Inflation, stagflation and rate hikes

Between 1900 and 2022 the world equity risk premium (ERP) in US dollar terms has been 4.6 per cent over US treasury bills (very short-term risk-free government debt) with stocks making an annualised real rate of return of 5 per cent versus 0.4 per cent for bills. One sobering statistic from the review is, looking at the US in isolation between 1914 and 2022, the lion’s share of equity premium over bills was earned in periods of rate falls. For the UK, the premium between sterling-denominated shares and local bills has been earned almost totally in rate-easing cycles.

The latest US core inflation data was disappointingly high and hopes of rate cuts will be on hold if it remains sticky, even if the rate of increase is past the high water mark. This is worrisome, especially coupled with the meagre outlook for growth. Stagflation – the combination of recession and high inflation – leads to negative returns for equities and bonds, but even middling growth and high inflation have historically provided a backdrop to weak performance by both asset classes.

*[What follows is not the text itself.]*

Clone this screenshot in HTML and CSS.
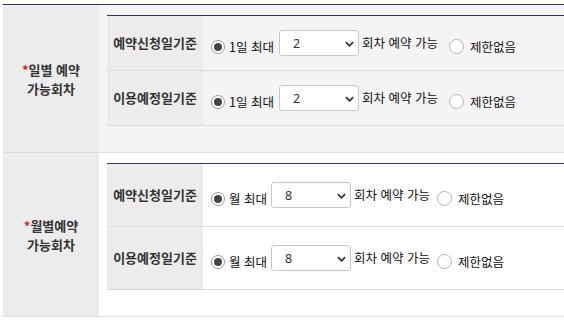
FILE: index.html
```html
<!DOCTYPE html>
<html lang="ko">
<head>
    <meta charset="UTF-8">
    <meta name="viewport" content="width=device-width, initial-scale=1.0">
    <title>예약 가능회차</title>
    <link rel="stylesheet" href="styles.css">
</head>
<body>
    <div id="wrap">
        <div class="block block-day">
            <div class="block-head"><p><span class="req">*</span>일별 예약<br>가능회차</p></div>
            <div class="block-body">
                <div class="sub">
                    <div class="sub-row">
                        <div class="sub-head">예약신청일기준</div>
                        <div class="sub-cell">
                            <label class="opt"><input type="radio" name="d1" checked> 1일 최대</label>
                            <span class="sel"><select><option>2</option></select><svg viewBox="0 0 10 6"><path d="M1 1l4 4 4-4"/></svg></span>
                            <span class="txt">회차 예약 가능</span>
                            <label class="opt opt-none"><input type="radio" name="d1"> 제한없음</label>
                        </div>
                    </div>
                    <div class="sub-row">
                        <div class="sub-head">이용예정일기준</div>
                        <div class="sub-cell">
                            <label class="opt"><input type="radio" name="d2" checked> 1일 최대</label>
                            <span class="sel"><select><option>2</option></select><svg viewBox="0 0 10 6"><path d="M1 1l4 4 4-4"/></svg></span>
                            <span class="txt">회차 예약 가능</span>
                            <label class="opt opt-none"><input type="radio" name="d2"> 제한없음</label>
                        </div>
                    </div>
                </div>
            </div>
        </div>
        <div class="block block-month">
            <div class="block-head"><p><span class="req">*</span>월별예약<br>가능회차</p></div>
            <div class="block-body">
                <div class="sub">
                    <div class="sub-row">
                        <div class="sub-head">예약신청일기준</div>
                        <div class="sub-cell">
                            <label class="opt"><input type="radio" name="m1" checked> 월 최대</label>
                            <span class="sel"><select><option>8</option></select><svg viewBox="0 0 10 6"><path d="M1 1l4 4 4-4"/></svg></span>
                            <span class="txt">회차 예약 가능</span>
                            <label class="opt opt-none"><input type="radio" name="m1"> 제한없음</label>
                        </div>
                    </div>
                    <div class="sub-row">
                        <div class="sub-head">이용예정일기준</div>
                        <div class="sub-cell">
                            <label class="opt"><input type="radio" name="m2" checked> 월 최대</label>
                            <span class="sel"><select><option>8</option></select><svg viewBox="0 0 10 6"><path d="M1 1l4 4 4-4"/></svg></span>
                            <span class="txt">회차 예약 가능</span>
                            <label class="opt opt-none"><input type="radio" name="m2"> 제한없음</label>
                        </div>
                    </div>
                </div>
            </div>
        </div>
    </div>
</body>
</html>
```

FILE: styles.css
```css
*{
    margin: 0;
    padding: 0;
    box-sizing: border-box;
}
body{
    font-family: "Noto Sans CJK KR", "Noto Sans", sans-serif;
    font-size: 12.5px;
    color: #111;
    background: #fff;
}
#wrap{
    margin: 4px 0 0 3px;
    border-top: 1px solid #2b3a6c;
}
.block{
    display: flex;
    border-bottom: 1px solid #dcdcdc;
}
.block-head{
    width: 96px;
    flex: none;
    background: #ececec;
    display: flex;
    align-items: center;
    justify-content: center;
    text-align: center;
    font-weight: bold;
    font-size: 13px;
    line-height: 19px;
    color: #333;
}
.req{
    color: #d42a2a;
}
.block-body{
    flex: 1;
    padding: 10px 0 26px 8px;
}
.block-day .block-body{
    background: #f4f4f4;
}
.sub{
    border-top: 1px solid #2b3a6c;
}
.sub-row{
    display: flex;
    height: 55px;
    border-bottom: 1px solid #dcdcdc;
}
.block-month .sub-row{
    height: 63px;
}
.sub-head{
    width: 96px;
    flex: none;
    background: #ececec;
    display: flex;
    align-items: center;
    justify-content: center;
    font-weight: bold;
    font-size: 13px;
    color: #333;
    padding-bottom: 2px;
}
.sub-cell{
    flex: 1;
    display: flex;
    align-items: center;
    padding-left: 8px;
    white-space: nowrap;
}
.opt{
    display: flex;
    align-items: center;
    margin-top: 7px;
}
.opt input{
    appearance: none;
    width: 14px;
    height: 14px;
    border: 1px solid #999;
    border-radius: 50%;
    background: #fff;
    margin-right: 4px;
    position: relative;
}
.opt input:checked::after{
    content: "";
    position: absolute;
    left: 2px;
    top: 2px;
    width: 8px;
    height: 8px;
    border-radius: 50%;
    background: #444;
}
.opt-none{
    margin-left: 11px;
}
.opt-none input{
    width: 15px;
    height: 15px;
    border-color: #b5b5b5;
    margin-right: 6px;
}
.block-month .opt-none{
    margin-left: 7px;
}
.sel{
    position: relative;
    display: inline-block;
    margin: 0 3px 0 5px;
}
.block-month .sel{
    margin-left: 4px;
}
.sel select{
    appearance: none;
    width: 80px;
    height: 26px;
    border: 1px solid #c8c8c8;
    border-radius: 3px;
    background: #fff;
    padding-left: 13px;
    font-family: "Noto Sans", sans-serif;
    font-size: 12.5px;
    color: #333;
    display: block;
}
.sel svg{
    position: absolute;
    right: 5px;
    top: 11px;
    width: 9px;
    height: 6px;
    fill: none;
    stroke: #333;
    stroke-width: 2;
    pointer-events: none;
}
.txt{
    margin-top: -1px;
}
```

Last year showed emphatically that inflation is bad for bonds: 2022 hit a new low for the entire yearbook survey from 1900. As the academics make the case, the equity-like returns from bonds from 1980 couldn’t continue indefinitely and the bubble was popped spectacularly. “Those 40 years [until the end of 2021] were a golden age for bonds, just as the 1980s and 1990s were a golden age for equities,” the authors wrote. “[But] golden ages, by definition, are exceptions.” 

 

Are commodities the saviour for portfolios?

Investors fearing another savage year of positive correlation between equities and bonds may look to other asset classes, but there is no free lunch. The yearbook’s focus segment for 2023 is on commodities, which can provide respite from stocks and bonds but remain highly volatile and shouldn’t comprise more than 10 per cent of a portfolio (arguably closer to 5 per cent is more sensible). The research shows commodities have suffered some nasty drawdowns in value and are vulnerable to recessions.

The overall correlation with shares is weak but still positive, and an undiversified exposure would leave investors vulnerable to combined selling in shares and GDP-sensitive commodities, such as copper. Those caveats made, commodities are demonstrably a hedge for bonds and against inflation.

Commodity futures exchange traded funds (ETFs) are the practical way for private investors to get exposure, but it's important to be discriminating. The academics find that the volume weighting of futures indices can lead to cyclical overexposure to individual commodities: it is far better to find an equal-weighted index that spreads risk across a variety of energy, minerals, metals and resources.

Gold has been a poor long-term investment, with $1-worth of gold in 1900 worth $2.50 at the end of 2022, according to the report, compared with $1 in shares going to over $2,000, but it said the precious metal had provided a “potentially valuable hedge against inflation” since the early 1970s when it was de-pegged from the US dollar. 

Large and lengthy drawdowns of commodities can never be ruled out and, given the confluence of shocking events – including war and the pandemic – that have befallen the world in the past few years, next phases and other grim scenarios cannot be ruled out (deflationary sell-off, anyone?). That all said, as the study that encompasses the horrors of the early 20th century can attest to, there is always room for optimism. Investing overwhelmingly pays off: it’s just that the good luck of the baby boomers should be viewed as exceptional rather than the rule.